* Task details:
Every line with the string "components" should be gathered.

* Dataset extract:
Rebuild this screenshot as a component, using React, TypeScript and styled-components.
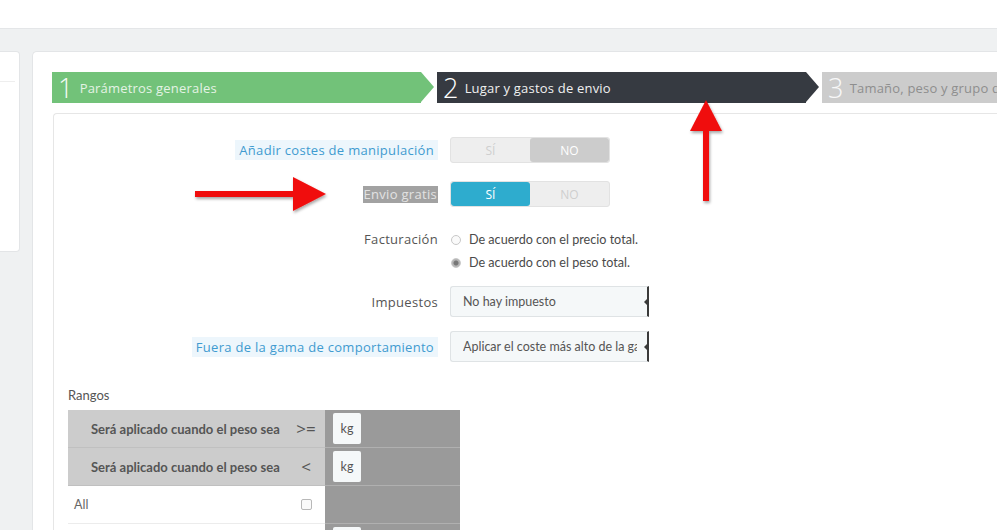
import React from 'react';
import styled, { createGlobalStyle } from 'styled-components';

const GlobalStyle = createGlobalStyle`
  html, body {
    margin: 0;
    padding: 0;
    background: #ffffff;
    font-family: 'Open Sans', 'Noto Sans', sans-serif;
  }
  * { box-sizing: border-box; }
`;

const Page = styled.div`
  position: relative;
  width: 997px;
  height: 530px;
  overflow: hidden;
`;

const TopBar = styled.div`
  height: 29px;
  background: #ffffff;
  border-bottom: 1px solid #e4e6e8;
`;

const Body = styled.div`
  display: flex;
  gap: 12px;
  height: 501px;
  padding-top: 22px;
  background: #eff1f2;
`;

const Sidebar = styled.div`
  width: 20px;
  height: 201px;
  background: #ffffff;
  border: 1px solid #e3e5e7;
  border-left: none;
  border-radius: 0 4px 4px 0;
  flex-shrink: 0;
`;

const SideHead = styled.div`
  height: 30px;
  margin-right: 4px;
  border-bottom: 1px solid #eeeeee;
`;

const Card = styled.div`
  flex: 1;
  background: #ffffff;
  border: 1px solid #e3e5e7;
  border-right: none;
  border-bottom: none;
  border-radius: 5px 0 0 0;
  padding: 20px 0 0 19px;
  overflow: hidden;
`;

const Steps = styled.div`
  display: flex;
  height: 31px;
  gap: 3px;
`;

const stepColors = {
  done: { bg: '#72c279', text: '#e4f3e5', num: '#f4fbf4' },
  current: { bg: '#363a41', text: '#f0f0f0', num: '#ffffff' },
  todo: { bg: '#cccccc', text: '#8e8e8e', num: '#f8f8f8' },
};

type StepState = keyof typeof stepColors;

const Step = styled.div<{ $state: StepState; $last?: boolean }>`
  position: relative;
  display: flex;
  align-items: center;
  flex-shrink: 0;
  width: ${p => (p.$last ? '260px' : '369px')};
  margin-right: ${p => (p.$last ? '0' : '13px')};
  padding-left: 6px;
  background: ${p => stepColors[p.$state].bg};
  color: ${p => stepColors[p.$state].text};
  font-size: 13px;
  letter-spacing: 0.2px;
  white-space: nowrap;
  overflow: visible;

  &::after {
    content: '';
    display: ${p => (p.$last ? 'none' : 'block')};
    position: absolute;
    right: -13px;
    top: 0;
    border-top: 15.5px solid transparent;
    border-bottom: 15.5px solid transparent;
    border-left: 13px solid ${p => stepColors[p.$state].bg};
  }
`;

const StepNum = styled.span<{ $state: StepState }>`
  font-size: 27px;
  font-weight: 300;
  line-height: 1;
  margin-right: 6px;
  color: ${p => stepColors[p.$state].num};
`;

const Panel = styled.div`
  margin-top: 10px;
  margin-left: 1px;
  height: 440px;
  border: 1px solid #e6e6e6;
  border-right: none;
  border-bottom: none;
  border-radius: 4px 0 0 0;
  padding: 23px 0 0 14px;
`;

const FormRow = styled.div<{ $mb: number }>`
  display: grid;
  grid-template-columns: 370px 1fr;
  column-gap: 12px;
  align-items: center;
  margin-bottom: ${p => p.$mb}px;
`;

const Label = styled.div`
  justify-self: end;
  font-size: 13px;
  color: #555555;
  letter-spacing: 0.3px;
  white-space: nowrap;
`;

const HintLabel = styled.span<{ $tone: 'info' | 'selected' }>`
  display: inline-block;
  padding: ${p => (p.$tone === 'info' ? '1px 4px' : '0 1px')};
  line-height: ${p => (p.$tone === 'info' ? '18px' : '17px')};
  background: ${p => (p.$tone === 'info' ? '#edf6fc' : '#a2a2a2')};
  color: ${p => (p.$tone === 'info' ? '#3f9bd0' : '#e2e2e2')};
`;

const Switch = styled.div`
  display: flex;
  width: 160px;
  height: 26px;
  border-radius: 3px;
  background: #eeeeee;
  border: 1px solid #e2e2e2;
  overflow: hidden;
`;

const SwitchOption = styled.div<{ $on?: boolean; $color?: string }>`
  flex: 1;
  display: flex;
  align-items: center;
  justify-content: center;
  font-size: 12px;
  color: ${p => (p.$on ? '#ffffff' : '#cfcfcf')};
  background: ${p => (p.$on ? p.$color : 'transparent')};
  border-radius: 3px;
`;

const Radios = styled.div`
  display: flex;
  flex-direction: column;
`;

const RadioLine = styled.label`
  display: flex;
  align-items: center;
  height: 23px;
  padding-left: 1px;
  font-family: 'Lato', sans-serif;
  font-size: 12.6px;
  color: #4a4a4a;
`;

const RadioDot = styled.span<{ $checked?: boolean }>`
  width: 10px;
  height: 10px;
  margin-right: 8px;
  border-radius: 50%;
  border: 1px solid #c8c8c8;
  background: ${p => (p.$checked ? 'radial-gradient(circle, #777 0 2px, #b5b5b5 3px)' : '#fafafa')};
`;

const FacturacionLabel = styled(Label)`
  align-self: start;
  line-height: 23px;
`;

const Select = styled.div`
  position: relative;
  width: 199px;
  height: 31px;
  display: flex;
  align-items: center;
  padding: 0 10px 0 12px;
  background: #f5f8f9;
  border: 1px solid #dfe3e5;
  border-right: 2px solid #3a3a3a;
  border-radius: 3px 0 0 3px;
  font-family: 'Lato', sans-serif;
  font-size: 12.5px;
  color: #555555;

  &::after {
    content: '';
    position: absolute;
    right: 0;
    top: 12px;
    border-top: 3px solid transparent;
    border-bottom: 3px solid transparent;
    border-right: 3px solid #3a3a3a;
  }
`;

const SelectText = styled.span`
  display: block;
  overflow: hidden;
  white-space: nowrap;
  text-overflow: clip;
`;

const SectionTitle = styled.div`
  font-family: 'Lato', sans-serif;
  font-size: 13px;
  color: #555555;
  height: 16px;
  margin-bottom: 7px;
`;

const RangeTable = styled.div`
  display: grid;
  grid-template-columns: 257px 135px;
  width: 392px;
`;

const LeftCell = styled.div<{ $head?: boolean }>`
  display: grid;
  grid-template-columns: 1fr 38px;
  align-items: center;
  height: 38px;
  padding-left: ${p => (p.$head ? '23px' : '6px')};
  background: ${p => (p.$head ? '#cccccc' : '#ffffff')};
  border-bottom: 1px solid ${p => (p.$head ? '#c0c0c0' : '#ececec')};
  font-family: 'Lato', sans-serif;
  font-size: ${p => (p.$head ? '13px' : '12.5px')};
  font-weight: ${p => (p.$head ? 700 : 400)};
  color: ${p => (p.$head ? '#555555' : '#666666')};
  white-space: nowrap;
`;

const Operator = styled.span`
  justify-self: center;
  font-family: 'Open Sans', sans-serif;
  font-size: 17px;
  font-weight: 400;
  color: #555555;
`;

const Check = styled.span`
  justify-self: center;
  width: 11px;
  height: 11px;
  border: 1px solid #b8b8b8;
  border-radius: 2px;
  background: #fafafa;
`;

const RightCell = styled.div`
  display: flex;
  align-items: center;
  height: 38px;
  padding-left: 8px;
  background: #9a9a9a;
  border-bottom: 1px solid #b0b0b0;
`;

const UnitBox = styled.span`
  display: flex;
  align-items: center;
  justify-content: center;
  width: 28px;
  height: 31px;
  background: #f5f8f9;
  border-radius: 2px;
  font-family: 'Lato', sans-serif;
  font-size: 12.5px;
  color: #555555;
`;

const Overlay = styled.svg`
  position: absolute;
  left: 0;
  top: 0;
  pointer-events: none;
`;

const RedArrows: React.FC = () => (
  <Overlay width={997} height={530}>
    <defs>
      <filter id="shadow" x="-20%" y="-20%" width="140%" height="140%">
        <feDropShadow dx="1" dy="2" stdDeviation="1.5" floodColor="#000" floodOpacity="0.35" />
      </filter>
    </defs>
    <g filter="url(#shadow)" fill="#f00b0b">
      <rect x={195} y={191} width={104} height={6} />
      <polygon points="293,177 326,194 293,211" />
      <rect x={703} y={128} width={6} height={73} />
      <polygon points="706,100 722,131 690,131" />
    </g>
  </Overlay>
);

const steps: { n: number; text: string; state: StepState }[] = [
  { n: 1, text: 'Parámetros generales', state: 'done' },
  { n: 2, text: 'Lugar y gastos de envio', state: 'current' },
  { n: 3, text: 'Tamaño, peso y grupo de acceso', state: 'todo' },
];

const App: React.FC = () => (
  <Page>
    <GlobalStyle />
    <TopBar />
    <Body>
      <Sidebar>
        <SideHead />
      </Sidebar>
      <Card>
        <Steps>
          {steps.map((s, i) => (
            <Step key={s.n} $state={s.state} $last={i === steps.length - 1}>
              <StepNum $state={s.state}>{s.n}</StepNum>
              {s.text}
            </Step>
          ))}
        </Steps>
        <Panel>
          <FormRow $mb={18}>
            <Label>
              <HintLabel $tone="info">Añadir costes de manipulación</HintLabel>
            </Label>
            <Switch>
              <SwitchOption>SÍ</SwitchOption>
              <SwitchOption $on $color="#cccccc">NO</SwitchOption>
            </Switch>
          </FormRow>
          <FormRow $mb={21}>
            <Label>
              <HintLabel $tone="selected">Envio gratis</HintLabel>
            </Label>
            <Switch>
              <SwitchOption $on $color="#2eacce">SÍ</SwitchOption>
              <SwitchOption>NO</SwitchOption>
            </Switch>
          </FormRow>
          <FormRow $mb={12}>
            <FacturacionLabel>Facturación</FacturacionLabel>
            <Radios>
              <RadioLine>
                <RadioDot />
                De acuerdo con el precio total.
              </RadioLine>
              <RadioLine>
                <RadioDot $checked />
                De acuerdo con el peso total.
              </RadioLine>
            </Radios>
          </FormRow>
          <FormRow $mb={14}>
            <Label>Impuestos</Label>
            <Select>
              <SelectText>No hay impuesto</SelectText>
            </Select>
          </FormRow>
          <FormRow $mb={25}>
            <Label>
              <HintLabel $tone="info">Fuera de la gama de comportamiento</HintLabel>
            </Label>
            <Select>
              <SelectText>Aplicar el coste más alto de la gama</SelectText>
            </Select>
          </FormRow>
          <SectionTitle>Rangos</SectionTitle>
          <RangeTable>
            <LeftCell $head>
              Será aplicado cuando el peso sea
              <Operator>&gt;=</Operator>
            </LeftCell>
            <RightCell>
              <UnitBox>kg</UnitBox>
            </RightCell>
            <LeftCell $head>
              Será aplicado cuando el peso sea
              <Operator>&lt;</Operator>
            </LeftCell>
            <RightCell>
              <UnitBox>kg</UnitBox>
            </RightCell>
            <LeftCell>
              All
              <Check />
            </LeftCell>
            <RightCell />
            <LeftCell />
            <RightCell>
              <UnitBox />
            </RightCell>
          </RangeTable>
        </Panel>
      </Card>
    </Body>
    <RedArrows />
  </Page>
);

export default App;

* Complete answer:
Rebuild this screenshot as a component, using React, TypeScript and styled-components.
import styled, { createGlobalStyle } from 'styled-components';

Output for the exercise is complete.